Chip Stocks Stage a Comeback

Chip stocks, which had been hammered in recent weeks, came roaring back.

Intel jumped about 10%, while Applied Materials and Arm Holdings each rose close to 8%.

On the losing side, GoDaddy slipped 2.5% and Axon Enterprise fell 2.2%.

Eyes Turn to Adobe, Lennar and RH

After the closing bell, attention turned to Adobe, which reported fiscal second-quarter results.

Wall Street looked for earnings near $5.82 per share on revenue of about $6.46 billion.

Adobe shares have fallen roughly 28% this year on fears that new AI design tools could eat into its business.

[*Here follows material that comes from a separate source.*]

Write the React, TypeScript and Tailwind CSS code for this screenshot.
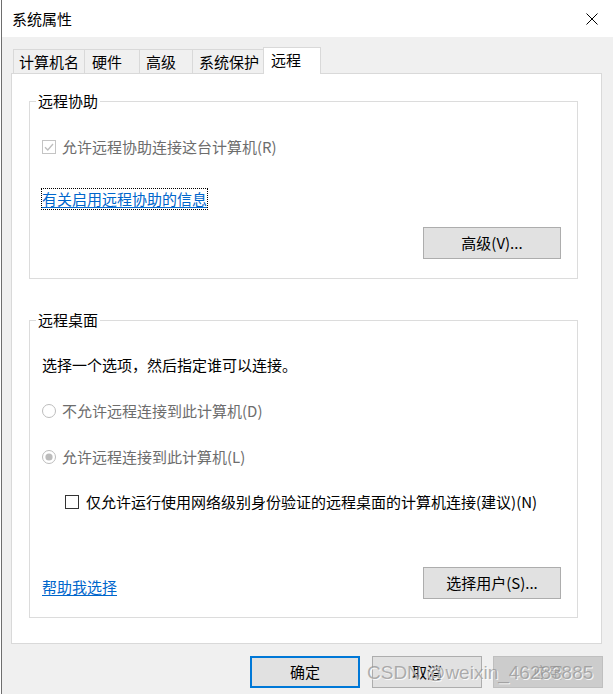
import React from "react";

const FONT = "font-['Noto_Sans_CJK_SC',sans-serif]";

function CheckBox({ checked, disabled }: { checked?: boolean; disabled?: boolean }) {
  const c = disabled ? "#c4c4c4" : "#333333";
  return (
    <svg width="14" height="14" viewBox="0 0 14 14" className="shrink-0">
      <rect x="0.5" y="0.5" width="13" height="13" fill="#fff" stroke={c} />
      {checked && (
        <path d="M3 7.2 L5.8 10 L11 4" fill="none" stroke={disabled ? "#bdbdbd" : "#000"} strokeWidth="1.3" />
      )}
    </svg>
  );
}

function Radio({ checked }: { checked?: boolean }) {
  return (
    <svg width="14" height="14" viewBox="0 0 14 14" className="shrink-0">
      <circle cx="7" cy="7" r="6.5" fill="#fff" stroke="#bcbcbc" />
      {checked && <circle cx="7" cy="7" r="3.6" fill="#bcbcbc" />}
    </svg>
  );
}

function Btn({ children, className = "" }: { children: React.ReactNode; className?: string }) {
  return (
    <div
      className={`w-[138px] h-[32px] flex items-center justify-center bg-[#e1e1e1] border border-[#adadad] text-[15px] leading-5 text-black ${className}`}
    >
      {children}
    </div>
  );
}

export default function App() {
  const tabs = [
    { label: "计算机名", w: "w-[71px]", pl: "pl-[5px]" },
    { label: "硬件", w: "w-[55px]", pl: "pl-[7px]" },
    { label: "高级", w: "w-[53px]", pl: "pl-[6px]" },
    { label: "系统保护", w: "w-[71px]", pl: "pl-[6px]" },
  ];

  return (
    <div className={`relative w-[613px] h-[694px] bg-white pl-px overflow-hidden ${FONT}`}>
      <div className="h-full border-l border-[#6e6e6e] bg-[#f0f0f0] flex flex-col">
        {/* title bar */}
        <div className="h-[37px] bg-white flex items-center justify-between pl-[10px] pr-[15px]">
          <span className="text-[15px] leading-5 text-black">系统属性</span>
          <svg width="12" height="12" viewBox="0 0 12 12">
            <path d="M0.5 0.5 L11.5 11.5 M11.5 0.5 L0.5 11.5" stroke="#000" strokeWidth="1" fill="none" />
          </svg>
        </div>

        <div className="ml-[9px] w-[591px]">
          {/* tabs */}
          <div className="mt-[10px] h-[26px] flex items-end pl-[2px] text-[15px] text-black">
            {tabs.map((t) => (
              <div
                key={t.label}
                className={`${t.w} ${t.pl} h-[24px] border-t border-l border-[#d9d9d9] bg-[#f0f0f0] flex items-center leading-5`}
              >
                {t.label}
              </div>
            ))}
            <div className="relative z-10 -mb-px w-[58px] h-[27px] pl-[7px] pb-[2px] border-t border-x border-[#d9d9d9] bg-white flex items-center leading-5">
              远程
            </div>
          </div>

          {/* panel */}
          <div className="h-[571px] border border-[#d9d9d9] bg-white pt-[17px] pl-[17px] text-[15px] leading-5">
            <fieldset className="w-[549px] border border-[#dcdcdc] px-[12px] pb-[19px]">
              <legend className="-ml-[6px] px-[2px] leading-5 text-black">远程协助</legend>
              <div className="mt-[26px] h-5 flex items-center gap-[6px] text-[#6d6d6d]">
                <CheckBox checked disabled />
                <span>允许远程协助连接这台计算机(R)</span>
              </div>
              <div className="mt-[32px] h-5 flex">
                <span className="text-[#0066cc] underline underline-offset-2 outline-1 outline-dotted outline-black">
                  有关启用远程协助的信息
                </span>
              </div>
              <div className="mt-[18px] flex justify-end pr-[4px]">
                <Btn>高级(V)...</Btn>
              </div>
            </fieldset>

            <fieldset className="mt-[31px] w-[549px] border border-[#dcdcdc] px-[12px] pb-[18px]">
              <legend className="-ml-[6px] px-[2px] leading-5 text-black">远程桌面</legend>
              <div className="mt-[25px] h-5 text-black">选择一个选项，然后指定谁可以连接。</div>
              <div className="mt-[26px] h-5 flex items-center gap-[6px] text-[#6d6d6d]">
                <Radio />
                <span>不允许远程连接到此计算机(D)</span>
              </div>
              <div className="mt-[26px] h-5 flex items-center gap-[6px] text-[#6d6d6d]">
                <Radio checked />
                <span>允许远程连接到此计算机(L)</span>
              </div>
              <div className="mt-[25px] h-5 flex items-center gap-[7px] pl-[23px] text-black">
                <CheckBox />
                <span>仅允许运行使用网络级别身份验证的远程桌面的计算机连接(建议)(N)</span>
              </div>
              <div className="mt-[55px] flex items-center justify-between pr-[4px]">
                <span className="mt-[7px] text-[#0066cc] underline underline-offset-2">帮助我选择</span>
                <Btn>选择用户(S)...</Btn>
              </div>
            </fieldset>
          </div>
        </div>

        {/* dialog buttons */}
        <div className="mt-[12px] flex justify-end gap-[11px] pr-[10px] text-[15px] leading-5">
          <div className="mr-px w-[110px] h-[32px] flex items-center justify-center bg-[#e1e1e1] border-2 border-[#0078d7] text-black">
            确定
          </div>
          <div className="w-[110px] h-[32px] flex items-center justify-center bg-[#e1e1e1] border border-[#adadad] text-black">
            取消
          </div>
          <div className="w-[110px] h-[32px] flex items-center justify-center bg-[#cccccc] border border-[#bfbfbf] text-[#a0a0a0]">
            应用
          </div>
        </div>
      </div>

      {/* watermark */}
      <div className="absolute left-[367px] top-[661px] font-['Liberation_Sans',sans-serif] text-[19px] leading-6 text-[#8f8f8f]/70 [text-shadow:1px_1px_0_rgba(255,255,255,0.8)] whitespace-nowrap pointer-events-none">
        CSDN @weixin_46283885
      </div>
    </div>
  );
}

Ahead of the print, RBC Capital maintained an Outperform rating with a $350 price target, while Mizuho held a Neutral view, citing limited near-term catalysts.

Homebuilder Lennar and luxury retailer RH also reported after the close, giving investors a read on housing and high-end consumer spending.

Job Market Shows a Crack

There was one more soft spot in the data.

The Labor Department said new claims for unemployment benefits totaled 229,000 in the week ending June 6, above forecasts, a small sign of cooling in the job market even as inflation runs hot — a difficult mix for the Federal Reserve to manage.

Looking Ahead

For one day, hope for an Iran deal and excitement over SpaceX won out over rising prices and war headlines.

The real test comes Friday, when SpaceX starts trading and Wall Street finds out whether the biggest IPO ever can hold up a market that has been swinging hundreds of points a day.